President Cyril Ramaphosa has announced a “nationwide lockdown” as of 26 March for 21 days. In his words:
“Our analysis of the progress of the epidemic informs us that we need to urgently and dramatically escalate our response. The next few days are crucial. Without decisive action, the number of people infected will rapidly increase from a few 100 to tens of thousands and within a few weeks to hundreds of thousands.
“This is extremely dangerous for a population like ours, which has a large number of people with suppressed immunity because of HIV and TB, and high levels of poverty and malnutrition. We have learned a great deal from the experience of other countries. Those countries that have acted swiftly and dramatically have been far more effective in controlling the spread of the disease.”
The full speech can be viewed below:
For highlights relevant to travel:
As a consequence, the National Coronavirus Command Council has decided to enforce a nationwide lockdown for 21 days with effect from midnight on Thursday the 26th of March.
The nationwide lockdown will be enacted in terms of the Disaster Management Act and will entail the following:
- From midnight on Thursday 26th March until midnight Thursday the 16th of April:
- All South Africans will have to stay at home
- Individuals will not be allowed to leave their homes except under strictly controlled circumstances, such as to seek medical care, buy food, medicine and other supplies or collect a social grant
- All shops and businesses will be closed except for pharmacies, laboratories, banks, essential financial payment services, supermarkets, petrol stations and health care providers
A number of additional measures will be implemented with immediate effect to strengthen prevention measures:
- Some of these measures are that South African citizens and residents arriving from high-risk countries will automatically be placed under quarantine for 14 days
- Non-South Africans arriving on flights from high-risk countries we prohibited a week ago will be turned back
- International flights to Lanseria airport will temporarily be suspended
- International travellers who arrived in South Africa after 9th March 2020 from high-risk countries will be confined to their hotels until they have completed a 14-day period of quarantine
The President announced a set of interventions aimed to help the economy. One of the interventions includes a Solidarity Fund to which South African businesses, organisations and individuals can contribute.

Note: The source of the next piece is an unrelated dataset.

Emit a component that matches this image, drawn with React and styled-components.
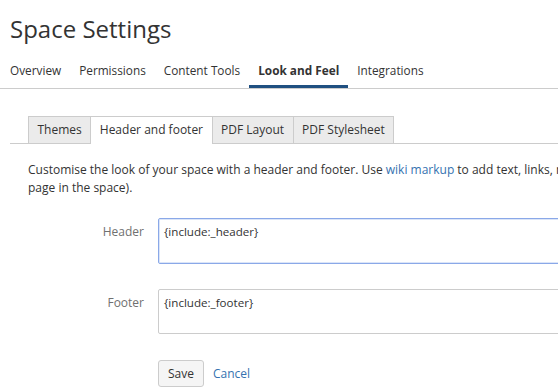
import React, { useState } from 'react'
import styled, { createGlobalStyle } from 'styled-components'

const GlobalStyle = createGlobalStyle`
  html, body {
    margin: 0;
    padding: 0;
    background: white;
    overflow: hidden;
  }
  body {
    font-family: "Open Sans", "Noto Sans", sans-serif;
    font-size: 12px;
    color: #333;
  }
`

const Page = styled.div`
  width: 1100px;
`
const Title = styled.h1`
  margin: 0;
  padding: 14px 0 0 10px;
  font-size: 24px;
  font-weight: 400;
  line-height: 30px;
  color: #333;
`
const Nav = styled.div`
  display: flex;
  margin-top: 16px;
  padding-left: 1px;
  border-bottom: 1px solid #ccc;
`
const NavItem = styled.div`
  box-sizing: border-box;
  height: 28px;
  padding: 0 9px;
  line-height: 20px;
  font-size: 11.8px;
  font-weight: ${p => (p.active ? 700 : 400)};
  color: #333;
  border-bottom: 3px solid ${p => (p.active ? '#205081' : 'transparent')};
`
const Body = styled.div`
  padding: 27px 0 0 10px;
`
const Tabs = styled.div`
  display: flex;
  padding-left: 18px;
  border-bottom: 1px solid #ccc;
`
const Tab = styled.div`
  box-sizing: border-box;
  height: ${p => (p.active ? 28 : 27)}px;
  line-height: 26px;
  padding: 0 8.5px;
  font-size: 12px;
  color: #333;
  background: ${p => (p.active ? 'white' : '#ebebeb')};
  border: 1px solid #ccc;
  border-left: ${p => (p.first ? '1px solid #ccc' : 'none')};
  border-bottom: none;
  margin-bottom: ${p => (p.active ? -1 : 0)}px;
`
const Intro = styled.p`
  margin: 17px 0 0 18px;
  font-size: 12px;
  line-height: 18px;
  color: #333;
`
const Link = styled.a`
  color: #3572b0;
  text-decoration: none;
  cursor: pointer;
`
const Field = styled.div`
  display: grid;
  grid-template-columns: 134px 1fr;
  column-gap: 14px;
  margin-top: ${p => p.top}px;
`
const Label = styled.label`
  text-align: right;
  font-size: 12px;
  line-height: 18px;
  color: #707070;
  padding-top: 5px;
`
const Area = styled.textarea`
  box-sizing: border-box;
  width: 500px;
  height: ${p => p.h}px;
  padding: 4px 5px;
  resize: none;
  font-family: inherit;
  font-size: 11.6px;
  line-height: 18px;
  color: #333;
  border: 1px solid ${p => (p.focused ? '#8aa8e8' : '#ccc')};
  box-shadow: ${p => (p.focused ? 'inset 0 0 0 1px #dbe5f8' : 'none')};
  border-radius: 2px;
  outline: none;
`
const Actions = styled.div`
  display: flex;
  align-items: center;
  gap: 9px;
  margin: 26px 0 0 148px;
  font-size: 12px;
`
const Button = styled.button`
  box-sizing: border-box;
  height: 27px;
  padding: 0 9px;
  font-family: inherit;
  font-size: 12px;
  color: #333;
  background: #f5f5f5;
  border: 1px solid #ccc;
  border-radius: 3px;
`

const navItems = ['Overview', 'Permissions', 'Content Tools', 'Look and Feel', 'Integrations']
const tabs = ['Themes', 'Header and footer', 'PDF Layout', 'PDF Stylesheet']

const App = () => {
  const [header, setHeader] = useState('{include:_header}')
  const [footer, setFooter] = useState('{include:_footer}')

  return (
    <Page>
      <GlobalStyle />
      <Title>Space Settings</Title>
      <Nav>
        {navItems.map(item => (
          <NavItem key={item} active={item === 'Look and Feel'}>{item}</NavItem>
        ))}
      </Nav>
      <Body>
        <Tabs>
          {tabs.map((t, i) => (
            <Tab key={t} first={i === 0} active={t === 'Header and footer'}>{t}</Tab>
          ))}
        </Tabs>
        <Intro>
          Customise the look of your space with a header and footer. Use <Link>wiki markup</Link> to add text, links, macros and images (for example, to include another
          <br />
          page in the space).
        </Intro>
        <Field top={21}>
          <Label>Header</Label>
          <Area focused h={46} value={header} onChange={e => setHeader(e.target.value)} />
        </Field>
        <Field top={25}>
          <Label>Footer</Label>
          <Area h={45} value={footer} onChange={e => setFooter(e.target.value)} />
        </Field>
        <Actions>
          <Button>Save</Button>
          <Link>Cancel</Link>
        </Actions>
      </Body>
    </Page>
  )
}

export default App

Government is providing seed capital of R150 million and the private sector has already pledged to support this fund with financial contributions in the coming period. The Rupert and Oppenheimer families have also pledged R1 billion each to assist small businesses and their employees affected by the coronavirus pandemic.
Secondly, the government has vowed to support people whose livelihoods will be affected through a temporary employee relief scheme. In the event that it becomes necessary, the government will utilise the reserves within the UIF system to extend support to those workers in SMEs and other vulnerable firms who are faced with loss of income and whose companies are unable to provide support. Details of these will be made available within the next few days.
Thirdly, the government will assist businesses that may be in distress through tax subsidies. The Department of Small Business Development has made over R500 million available immediately to assist small and medium enterprises that are in distress through a simplified application process. (Website live from midnight on 23 March)
Furthermore, the Department of Tourism has made an additional R200 million available to assist SMEs in the tourism and hospitality sector who are under particular stress due to the new travel restrictions.